(WORK REQUIRED) Show all lines that include the string "React"; copy each one.
───── INFORMATION PROVIDED ─────
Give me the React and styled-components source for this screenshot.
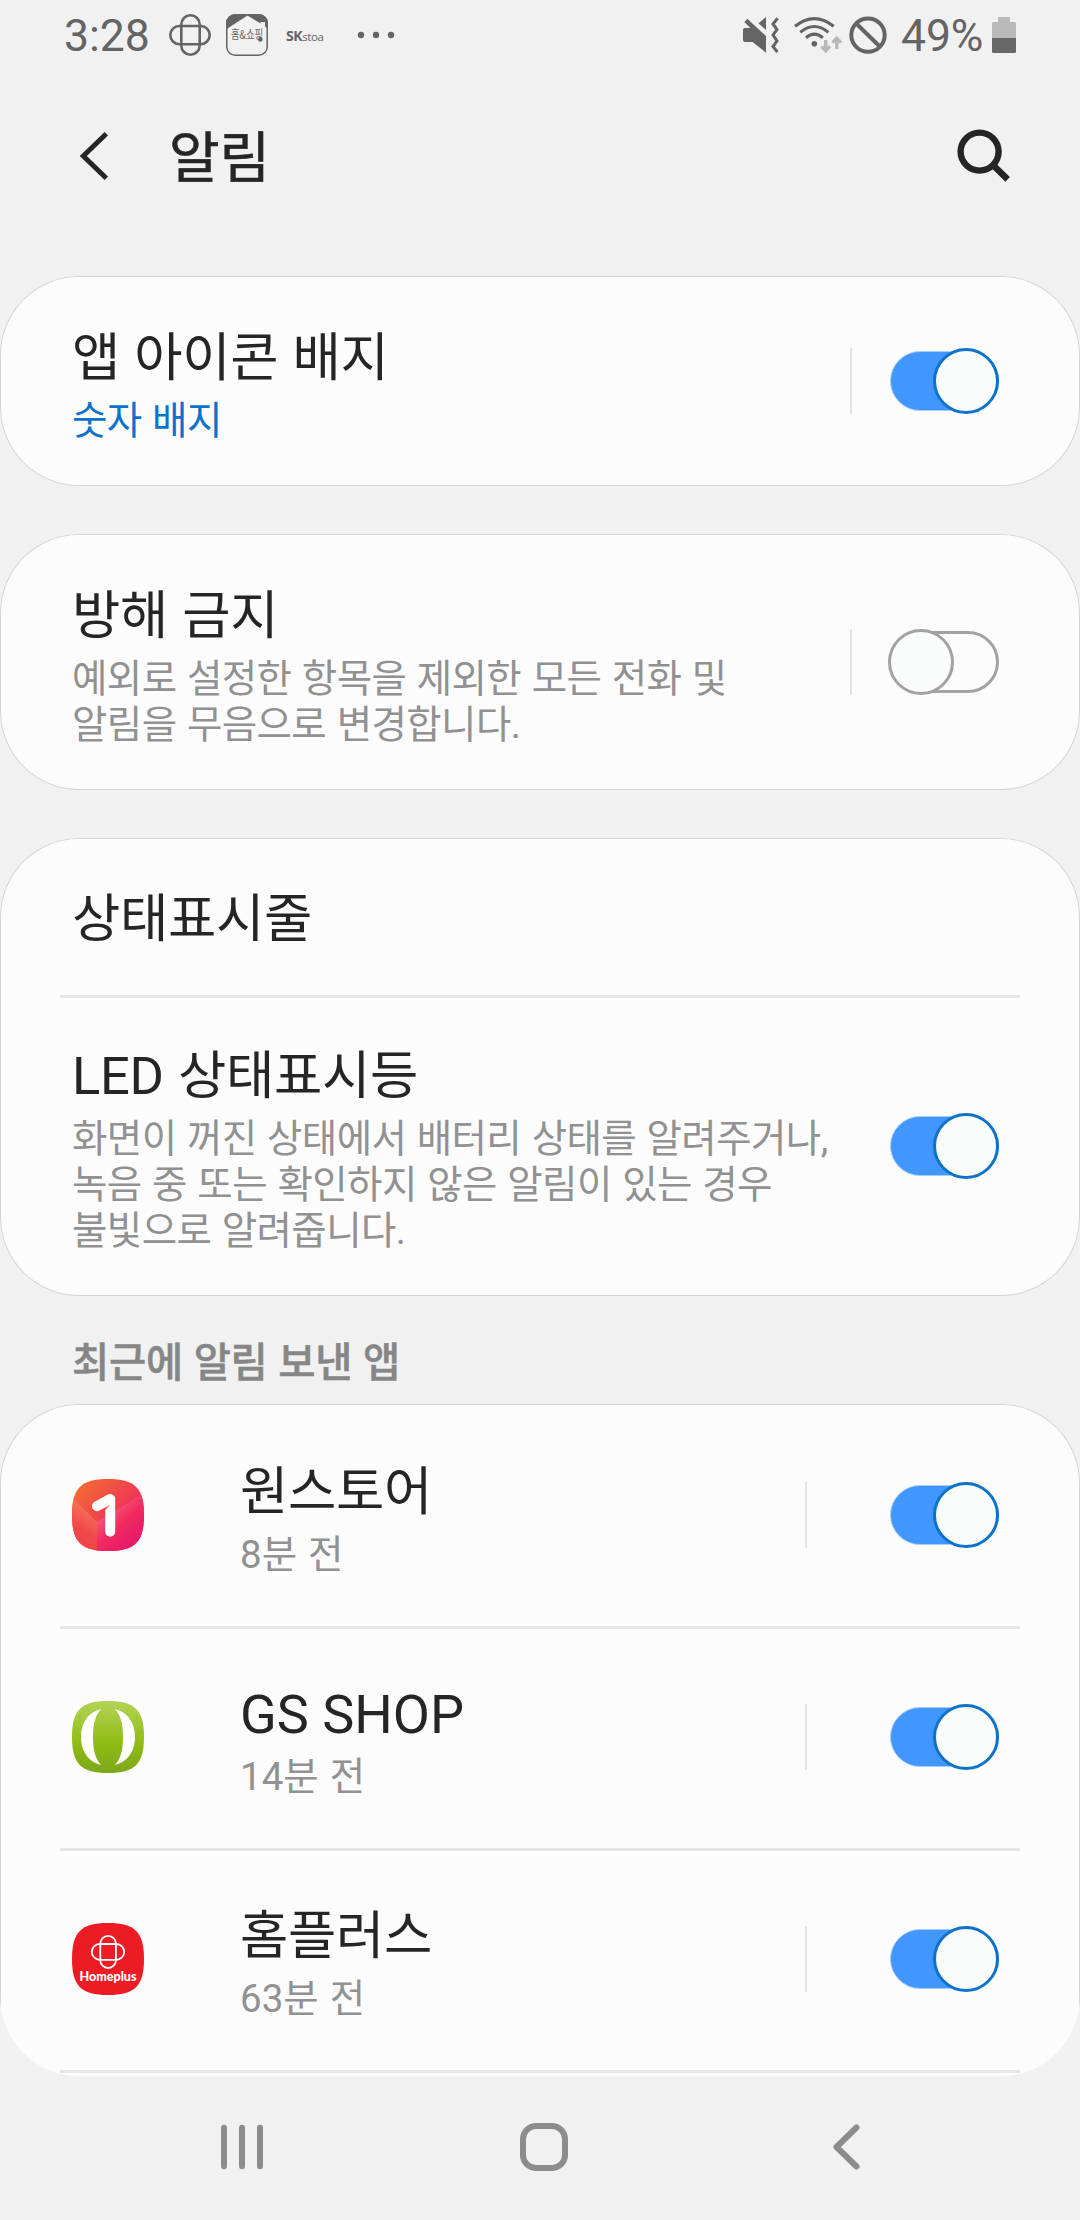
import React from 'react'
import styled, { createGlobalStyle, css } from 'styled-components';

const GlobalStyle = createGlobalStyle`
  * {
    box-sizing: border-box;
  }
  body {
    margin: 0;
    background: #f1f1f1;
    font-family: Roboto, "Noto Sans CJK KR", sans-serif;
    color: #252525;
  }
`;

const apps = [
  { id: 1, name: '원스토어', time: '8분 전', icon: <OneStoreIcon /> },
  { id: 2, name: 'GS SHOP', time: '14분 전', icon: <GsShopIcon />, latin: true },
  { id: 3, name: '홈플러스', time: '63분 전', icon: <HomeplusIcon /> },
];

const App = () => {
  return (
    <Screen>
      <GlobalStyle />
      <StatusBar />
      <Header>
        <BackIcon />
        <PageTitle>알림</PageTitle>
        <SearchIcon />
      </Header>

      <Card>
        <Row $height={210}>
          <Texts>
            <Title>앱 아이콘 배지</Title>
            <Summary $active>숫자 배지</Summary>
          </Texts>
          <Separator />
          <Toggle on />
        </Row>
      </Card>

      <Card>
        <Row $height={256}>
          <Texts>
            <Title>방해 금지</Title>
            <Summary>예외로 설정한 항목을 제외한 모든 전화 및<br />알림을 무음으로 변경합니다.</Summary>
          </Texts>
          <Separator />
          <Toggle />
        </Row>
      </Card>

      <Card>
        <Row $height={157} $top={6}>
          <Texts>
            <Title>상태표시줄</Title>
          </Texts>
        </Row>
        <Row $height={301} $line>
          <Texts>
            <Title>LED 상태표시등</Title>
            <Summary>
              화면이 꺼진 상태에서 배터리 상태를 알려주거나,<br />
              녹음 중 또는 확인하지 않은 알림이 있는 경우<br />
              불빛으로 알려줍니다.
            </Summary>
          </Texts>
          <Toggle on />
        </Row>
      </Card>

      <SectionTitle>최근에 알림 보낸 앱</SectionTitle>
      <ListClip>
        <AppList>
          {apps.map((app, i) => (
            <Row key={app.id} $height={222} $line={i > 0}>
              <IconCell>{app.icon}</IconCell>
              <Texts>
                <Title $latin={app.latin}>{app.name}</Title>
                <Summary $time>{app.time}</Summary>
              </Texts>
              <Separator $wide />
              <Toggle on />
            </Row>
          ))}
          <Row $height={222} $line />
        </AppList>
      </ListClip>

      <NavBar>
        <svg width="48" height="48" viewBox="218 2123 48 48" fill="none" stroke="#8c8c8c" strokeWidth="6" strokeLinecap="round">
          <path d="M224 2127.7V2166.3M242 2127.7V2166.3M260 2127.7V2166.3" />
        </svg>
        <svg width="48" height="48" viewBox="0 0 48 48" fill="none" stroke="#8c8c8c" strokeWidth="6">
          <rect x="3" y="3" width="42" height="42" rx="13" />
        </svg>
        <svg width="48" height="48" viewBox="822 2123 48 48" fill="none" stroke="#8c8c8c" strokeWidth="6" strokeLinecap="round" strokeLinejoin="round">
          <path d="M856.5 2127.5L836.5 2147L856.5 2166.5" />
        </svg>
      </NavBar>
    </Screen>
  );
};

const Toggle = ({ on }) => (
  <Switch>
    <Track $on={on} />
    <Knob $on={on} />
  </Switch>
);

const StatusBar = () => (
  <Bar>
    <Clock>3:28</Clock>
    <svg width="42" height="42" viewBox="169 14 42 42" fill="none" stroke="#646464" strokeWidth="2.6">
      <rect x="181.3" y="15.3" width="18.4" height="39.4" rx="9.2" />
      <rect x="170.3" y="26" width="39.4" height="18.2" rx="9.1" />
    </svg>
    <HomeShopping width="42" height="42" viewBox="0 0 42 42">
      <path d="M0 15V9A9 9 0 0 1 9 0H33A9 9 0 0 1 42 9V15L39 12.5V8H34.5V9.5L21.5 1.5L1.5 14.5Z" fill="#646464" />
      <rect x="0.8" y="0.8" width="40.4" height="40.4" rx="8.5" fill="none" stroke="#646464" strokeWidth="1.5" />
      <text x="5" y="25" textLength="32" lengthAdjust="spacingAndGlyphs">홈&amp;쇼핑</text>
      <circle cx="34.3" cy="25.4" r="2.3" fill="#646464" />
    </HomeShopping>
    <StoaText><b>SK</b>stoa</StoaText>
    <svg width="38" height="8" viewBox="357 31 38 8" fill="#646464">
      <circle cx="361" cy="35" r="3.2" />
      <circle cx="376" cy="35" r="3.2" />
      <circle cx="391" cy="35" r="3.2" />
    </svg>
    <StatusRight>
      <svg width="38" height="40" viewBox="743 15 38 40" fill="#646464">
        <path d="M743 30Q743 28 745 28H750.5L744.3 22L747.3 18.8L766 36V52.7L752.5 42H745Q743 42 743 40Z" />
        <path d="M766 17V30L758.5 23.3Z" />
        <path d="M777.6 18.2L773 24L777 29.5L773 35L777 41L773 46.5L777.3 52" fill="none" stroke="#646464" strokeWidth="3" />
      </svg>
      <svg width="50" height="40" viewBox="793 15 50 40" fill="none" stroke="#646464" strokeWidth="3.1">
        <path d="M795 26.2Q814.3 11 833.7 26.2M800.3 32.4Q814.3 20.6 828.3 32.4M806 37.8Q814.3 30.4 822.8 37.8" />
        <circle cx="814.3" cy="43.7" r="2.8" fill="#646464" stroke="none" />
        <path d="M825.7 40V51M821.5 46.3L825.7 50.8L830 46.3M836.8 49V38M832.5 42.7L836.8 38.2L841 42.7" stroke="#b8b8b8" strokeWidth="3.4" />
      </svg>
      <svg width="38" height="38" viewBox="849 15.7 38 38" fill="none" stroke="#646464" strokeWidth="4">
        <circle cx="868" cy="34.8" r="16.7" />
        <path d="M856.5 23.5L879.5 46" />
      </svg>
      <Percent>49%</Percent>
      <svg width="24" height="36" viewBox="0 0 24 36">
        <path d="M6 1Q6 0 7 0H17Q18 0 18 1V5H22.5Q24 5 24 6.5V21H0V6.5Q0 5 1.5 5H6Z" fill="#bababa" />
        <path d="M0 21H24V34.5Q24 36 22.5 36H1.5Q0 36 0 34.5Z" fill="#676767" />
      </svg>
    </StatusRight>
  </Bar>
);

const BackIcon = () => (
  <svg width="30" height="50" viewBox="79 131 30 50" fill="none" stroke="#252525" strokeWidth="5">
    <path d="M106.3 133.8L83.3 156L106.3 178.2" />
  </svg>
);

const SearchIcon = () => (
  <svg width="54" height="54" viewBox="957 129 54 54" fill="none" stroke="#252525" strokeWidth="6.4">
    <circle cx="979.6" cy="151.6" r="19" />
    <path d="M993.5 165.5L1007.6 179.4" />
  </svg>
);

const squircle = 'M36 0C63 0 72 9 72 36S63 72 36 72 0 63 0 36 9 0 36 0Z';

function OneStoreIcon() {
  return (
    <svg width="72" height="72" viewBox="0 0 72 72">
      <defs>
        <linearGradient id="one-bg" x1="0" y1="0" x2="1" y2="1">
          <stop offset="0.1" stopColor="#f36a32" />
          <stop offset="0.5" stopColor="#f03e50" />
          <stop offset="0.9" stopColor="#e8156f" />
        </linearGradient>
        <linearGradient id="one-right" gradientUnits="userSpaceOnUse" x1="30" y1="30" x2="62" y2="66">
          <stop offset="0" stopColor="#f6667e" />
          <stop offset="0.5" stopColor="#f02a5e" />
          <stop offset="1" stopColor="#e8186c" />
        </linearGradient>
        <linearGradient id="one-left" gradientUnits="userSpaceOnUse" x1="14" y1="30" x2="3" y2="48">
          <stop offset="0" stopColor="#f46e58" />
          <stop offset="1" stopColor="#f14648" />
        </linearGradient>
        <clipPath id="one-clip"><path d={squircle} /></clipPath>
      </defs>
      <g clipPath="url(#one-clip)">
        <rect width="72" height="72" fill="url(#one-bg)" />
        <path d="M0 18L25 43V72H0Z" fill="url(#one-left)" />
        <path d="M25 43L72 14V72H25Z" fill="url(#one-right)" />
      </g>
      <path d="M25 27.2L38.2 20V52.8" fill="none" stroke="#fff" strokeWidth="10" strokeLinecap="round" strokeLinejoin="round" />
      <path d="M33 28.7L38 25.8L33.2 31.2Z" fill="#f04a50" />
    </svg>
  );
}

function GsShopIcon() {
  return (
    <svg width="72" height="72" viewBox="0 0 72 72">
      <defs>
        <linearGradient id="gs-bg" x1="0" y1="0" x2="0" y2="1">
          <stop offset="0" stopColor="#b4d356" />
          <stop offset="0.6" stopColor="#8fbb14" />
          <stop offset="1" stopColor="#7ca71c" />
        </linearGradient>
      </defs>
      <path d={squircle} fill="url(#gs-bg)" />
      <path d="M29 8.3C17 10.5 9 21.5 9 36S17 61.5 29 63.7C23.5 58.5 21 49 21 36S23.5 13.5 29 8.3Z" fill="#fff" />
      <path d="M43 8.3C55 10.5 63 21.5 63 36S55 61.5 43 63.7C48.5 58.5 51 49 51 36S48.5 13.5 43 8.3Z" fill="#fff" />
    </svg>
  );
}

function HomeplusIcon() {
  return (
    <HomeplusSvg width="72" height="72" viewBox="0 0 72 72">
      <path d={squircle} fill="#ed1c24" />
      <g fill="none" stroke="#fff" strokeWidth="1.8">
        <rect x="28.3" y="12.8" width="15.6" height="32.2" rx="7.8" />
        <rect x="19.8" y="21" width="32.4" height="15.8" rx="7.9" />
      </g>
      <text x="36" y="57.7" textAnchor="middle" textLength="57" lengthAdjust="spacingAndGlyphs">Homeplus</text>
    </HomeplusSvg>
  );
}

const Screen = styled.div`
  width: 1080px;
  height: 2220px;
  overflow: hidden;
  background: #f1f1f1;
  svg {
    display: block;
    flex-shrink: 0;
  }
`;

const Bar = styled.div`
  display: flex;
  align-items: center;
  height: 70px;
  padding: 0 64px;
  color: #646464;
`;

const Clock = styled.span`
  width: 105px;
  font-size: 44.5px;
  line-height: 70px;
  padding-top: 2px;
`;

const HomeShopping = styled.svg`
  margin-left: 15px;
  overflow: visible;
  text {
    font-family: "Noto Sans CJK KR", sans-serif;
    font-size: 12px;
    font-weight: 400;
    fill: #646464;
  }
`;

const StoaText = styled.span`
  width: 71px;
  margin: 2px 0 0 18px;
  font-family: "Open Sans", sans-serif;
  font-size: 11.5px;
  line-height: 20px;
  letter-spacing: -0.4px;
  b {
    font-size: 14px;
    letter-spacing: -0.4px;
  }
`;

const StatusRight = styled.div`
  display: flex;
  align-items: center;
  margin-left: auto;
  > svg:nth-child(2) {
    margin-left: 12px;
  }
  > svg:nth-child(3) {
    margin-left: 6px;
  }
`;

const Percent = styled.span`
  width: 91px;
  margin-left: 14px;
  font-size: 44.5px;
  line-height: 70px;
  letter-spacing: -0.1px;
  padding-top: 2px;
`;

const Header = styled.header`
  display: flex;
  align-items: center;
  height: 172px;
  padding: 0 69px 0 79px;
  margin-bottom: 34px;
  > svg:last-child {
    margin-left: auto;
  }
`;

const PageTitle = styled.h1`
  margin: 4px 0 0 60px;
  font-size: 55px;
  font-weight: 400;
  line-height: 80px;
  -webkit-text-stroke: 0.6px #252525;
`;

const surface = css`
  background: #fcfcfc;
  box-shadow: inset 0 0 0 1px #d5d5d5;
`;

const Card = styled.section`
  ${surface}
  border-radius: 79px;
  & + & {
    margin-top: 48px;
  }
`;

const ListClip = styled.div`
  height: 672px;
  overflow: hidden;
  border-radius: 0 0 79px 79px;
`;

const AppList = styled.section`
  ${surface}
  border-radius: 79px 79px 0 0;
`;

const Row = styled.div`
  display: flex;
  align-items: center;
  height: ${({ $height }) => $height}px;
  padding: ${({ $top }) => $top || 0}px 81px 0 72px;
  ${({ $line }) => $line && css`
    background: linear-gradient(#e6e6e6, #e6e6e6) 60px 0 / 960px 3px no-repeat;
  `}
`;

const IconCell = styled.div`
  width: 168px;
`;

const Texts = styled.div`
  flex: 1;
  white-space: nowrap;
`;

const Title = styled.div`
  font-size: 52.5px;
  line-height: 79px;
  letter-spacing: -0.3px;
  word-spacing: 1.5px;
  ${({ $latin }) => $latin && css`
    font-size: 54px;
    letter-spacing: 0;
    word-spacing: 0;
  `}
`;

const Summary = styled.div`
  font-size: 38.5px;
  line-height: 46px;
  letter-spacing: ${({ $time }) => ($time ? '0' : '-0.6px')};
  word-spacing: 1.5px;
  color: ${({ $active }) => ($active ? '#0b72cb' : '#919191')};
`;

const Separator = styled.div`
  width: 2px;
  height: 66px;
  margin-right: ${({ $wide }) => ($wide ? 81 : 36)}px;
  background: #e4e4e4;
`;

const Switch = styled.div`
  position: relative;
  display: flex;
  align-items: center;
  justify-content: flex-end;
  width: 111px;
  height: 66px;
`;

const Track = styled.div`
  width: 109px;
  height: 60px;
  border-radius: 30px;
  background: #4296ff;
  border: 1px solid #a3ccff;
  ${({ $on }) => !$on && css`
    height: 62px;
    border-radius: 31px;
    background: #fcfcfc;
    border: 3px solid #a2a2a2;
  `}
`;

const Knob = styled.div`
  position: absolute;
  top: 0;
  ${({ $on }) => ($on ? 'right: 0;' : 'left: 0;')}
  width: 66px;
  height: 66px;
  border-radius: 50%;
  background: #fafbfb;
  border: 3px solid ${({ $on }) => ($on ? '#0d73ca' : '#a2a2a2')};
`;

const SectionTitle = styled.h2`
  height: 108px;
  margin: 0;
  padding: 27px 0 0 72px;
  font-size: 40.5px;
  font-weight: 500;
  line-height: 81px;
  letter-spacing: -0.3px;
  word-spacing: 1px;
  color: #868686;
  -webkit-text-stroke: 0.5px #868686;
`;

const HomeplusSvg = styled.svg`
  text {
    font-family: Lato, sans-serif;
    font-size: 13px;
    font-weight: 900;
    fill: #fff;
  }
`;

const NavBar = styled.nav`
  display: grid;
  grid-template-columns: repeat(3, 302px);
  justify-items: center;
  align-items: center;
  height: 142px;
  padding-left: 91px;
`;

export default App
─────
(FINISHED ANSWER)
Give me the React and styled-components source for this screenshot.
import React from 'react'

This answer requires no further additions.